Registered Member #1521
Joined: Thu Jun 05 2008, 10:46AM
Location: Hungary
Posts: 128
Sulaiman wrote ...
speculation;
a question that has bugged me for a while is why do arcs jump about all over the place rather than remain in the shortest path to the nearest grounded object ? . hot air carries the ionised air upwards, but will break and the arc should (?) reform on the shortest path. . the path of the current carrying arcs will be 'bent' by the magnetic field of the primary current which rotates in phase due to resonant frequency 'splitting' with useful coupling ... probably not ! so my query is exactly yours but backwards.
I have never made a 1/2-wavelength magnifier but ... it would act as a very low turns ratio transformer once an arc is struck, allowing high arc currents, maybe enough to create plasma ? (briefly)
This happens only when there is no connection from the plasma to the ground or any object, so only capacitive current can flow.
Registered Member #1521
Joined: Thu Jun 05 2008, 10:46AM
Location: Hungary
Posts: 128
Uspring wrote ...
Possibly this has to do with the speed secondary voltage increases. Very slow rampup, such as in QCWs, leads to straight, non branching arcs. Fast rampup to heavily branching types. I'd suggest getting a scope shot from the secondary voltage by placing a probe safely away from the secondary. It would be interesting to find out, whether placing the line shaped object affects secondary voltage rise up speed.
When the arc grows its direction will be influenced by the direction of the electric field and the presence of hot air from the previous bursts. The field at the tip of an arc will have a preferred direction mostly away from the tip but there are also sideways components. For rapidly rising voltages, the direction will be more random, possibly dependent also from the presence of ions in the air.

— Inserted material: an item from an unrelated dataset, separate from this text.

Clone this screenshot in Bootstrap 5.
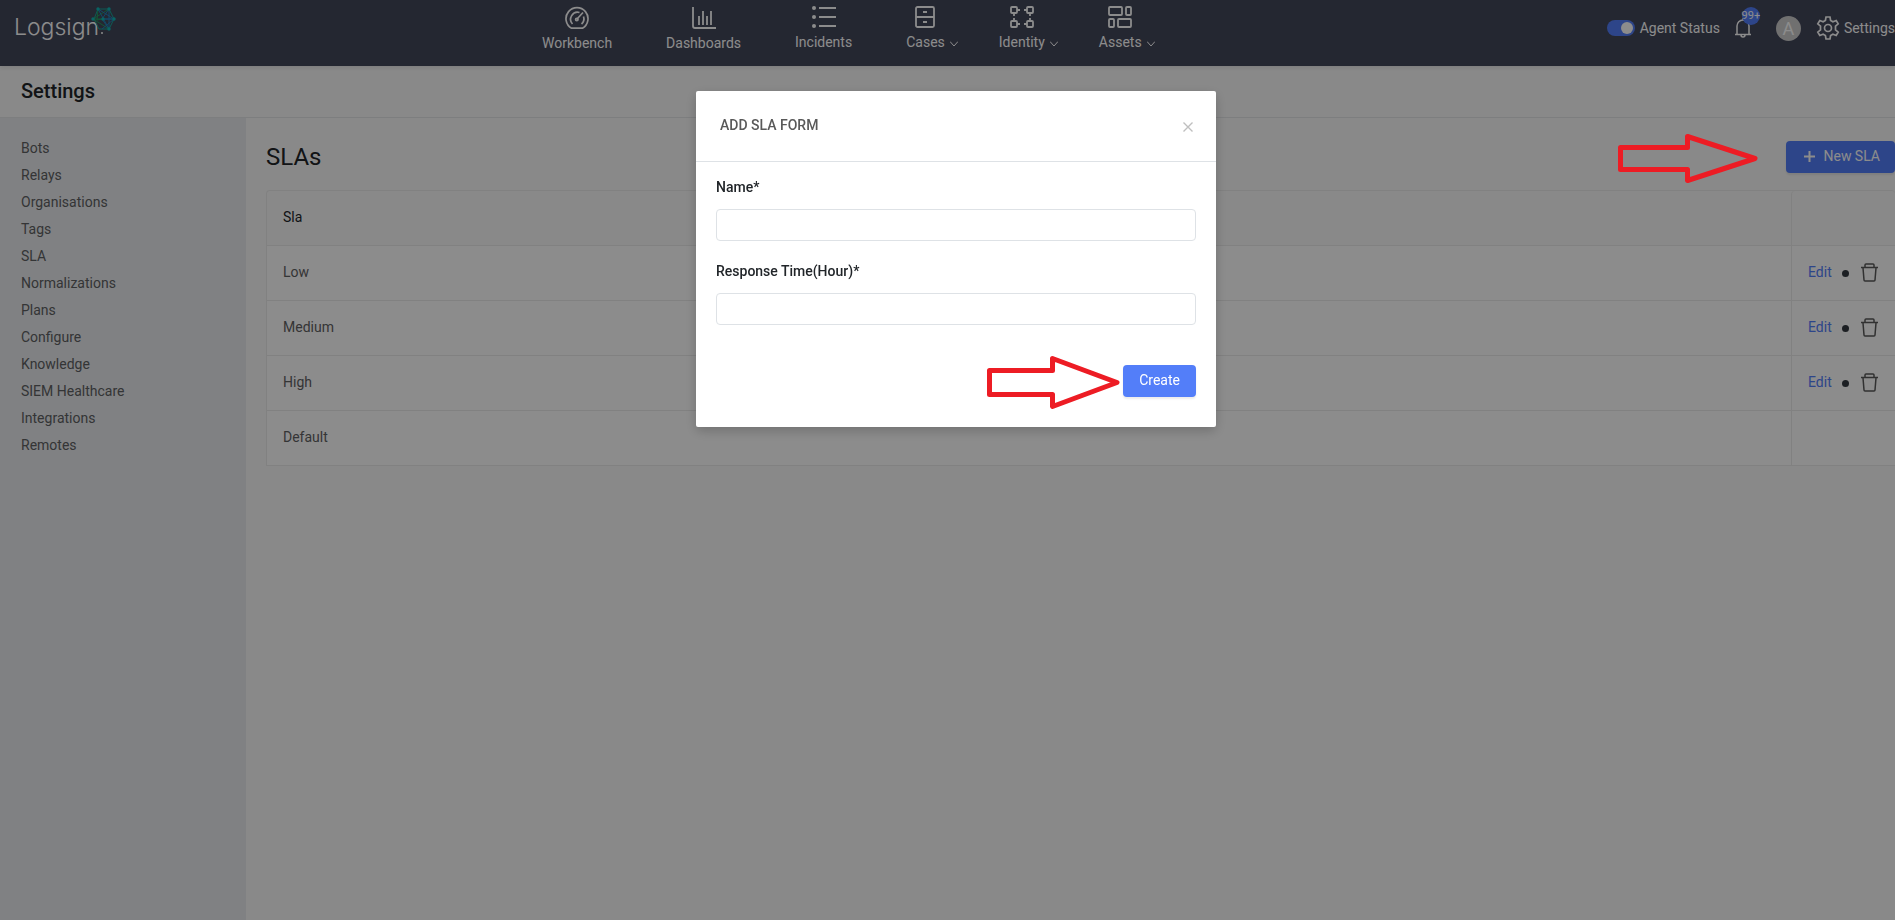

Well the base is a classical ARSG tesla system, with a resonant frequency about 300kHz, so the rampup should not be slow. BPS was around 500 I think (it's sensitive to the BPS actually). I don't have any reliable scope right now. I know how a spark, or arc is formed, but never seen anything like this on any other coils I built (from small to big ones, like 20), or have seen everywhere else, especially not from a spark gap based design. The most interesting thing for me is the change the thickness of the plasma, sadly the camera is not really good picking up intense UV light, especially with VGA resolution.
Registered Member #162
Joined: Mon Feb 13 2006, 10:25AM
Location: United Kingdom
Posts: 3140
omegalabs wrote ...
Sulaiman wrote ...
speculation;
a question that has bugged me for a while is why do arcs jump about all over the place rather than remain in the shortest path to the nearest grounded object ? . hot air carries the ionised air upwards, but will break and the arc should (?) reform on the shortest path. . the path of the current carrying arcs will be 'bent' by the magnetic field of the primary current which rotates in phase due to resonant frequency 'splitting' with useful coupling ... probably not ! so my query is exactly yours but backwards.
I have never made a 1/2-wavelength magnifier but ... it would act as a very low turns ratio transformer once an arc is struck, allowing high arc currents, maybe enough to create plasma ? (briefly)
This happens only when there is no connection from the plasma to the ground or any object, so only capacitive current can flow.
if there is sound, light or heat then there must be a 'real' current, because there is real power, but my speculations above are NOT the answer to my question, I still do not understand why arcs or sparks frequently do not follow a consistent path to ground, even if only part of the way as in sparks but brush corona behaves 'logically'
Ionized air channels have persistence that exceeds the burst length of most coil setups. Because of this streamers can appear to persist along a particular ionization path simply because it IS the path of least resistance, even if there is a shorter distance to ground. Likewise, there is a time of persistence where an ionized air channel appears to glow longer than there is actually current passing through it, this is particularly prevalent at high discharge currents due to I2R heating of the air resulting in incandescence. The hotter the air channel the more ionization, the longer it persists, but also the more convection has an effect on its placement, so there is a sweet spot of current density that results in a nearly stationary streamer.
Well the base is a classical ARSG tesla system, with a resonant frequency about 300kHz, so the rampup should not be slow.
There is an energy transfer from the primary to the first secondary and from the first secondary to the second secondary. Both of these take time. For the first secondary it depends mostly on the coupling, for the second secondary on the voltage, the first secondary produces. In general I'd guess, that this is slower than for a non magnifier coil.
Sulaiman wrote:
I still do not understand why arcs or sparks frequently do not follow a consistent path to ground, even if only part of the way as in sparks but brush corona behaves 'logically'
Think of a partially grown arc and mentally replace it by a piece of wire connected to a high voltage source. There will be corona at the tip and it will look like a brush. The arc will follow any direction of the brush, not necessarily only the path of highest field. For a second or later burst it will tend to follow into the region of hot air. This is dictated by Paschens law: Hot air is thinner than cold air and thus reduces the breakdown voltage. I think the main difference between TC arcs and e.g. VDG (straighter) arcs is, that the latter are much faster and there is not so much time to transfer charge to the tip of the arc. Therefore the field is much less influenced by the local charge at the tip so it will follow mostly the field, that was there before the arc ignited, i.e. the straightest path.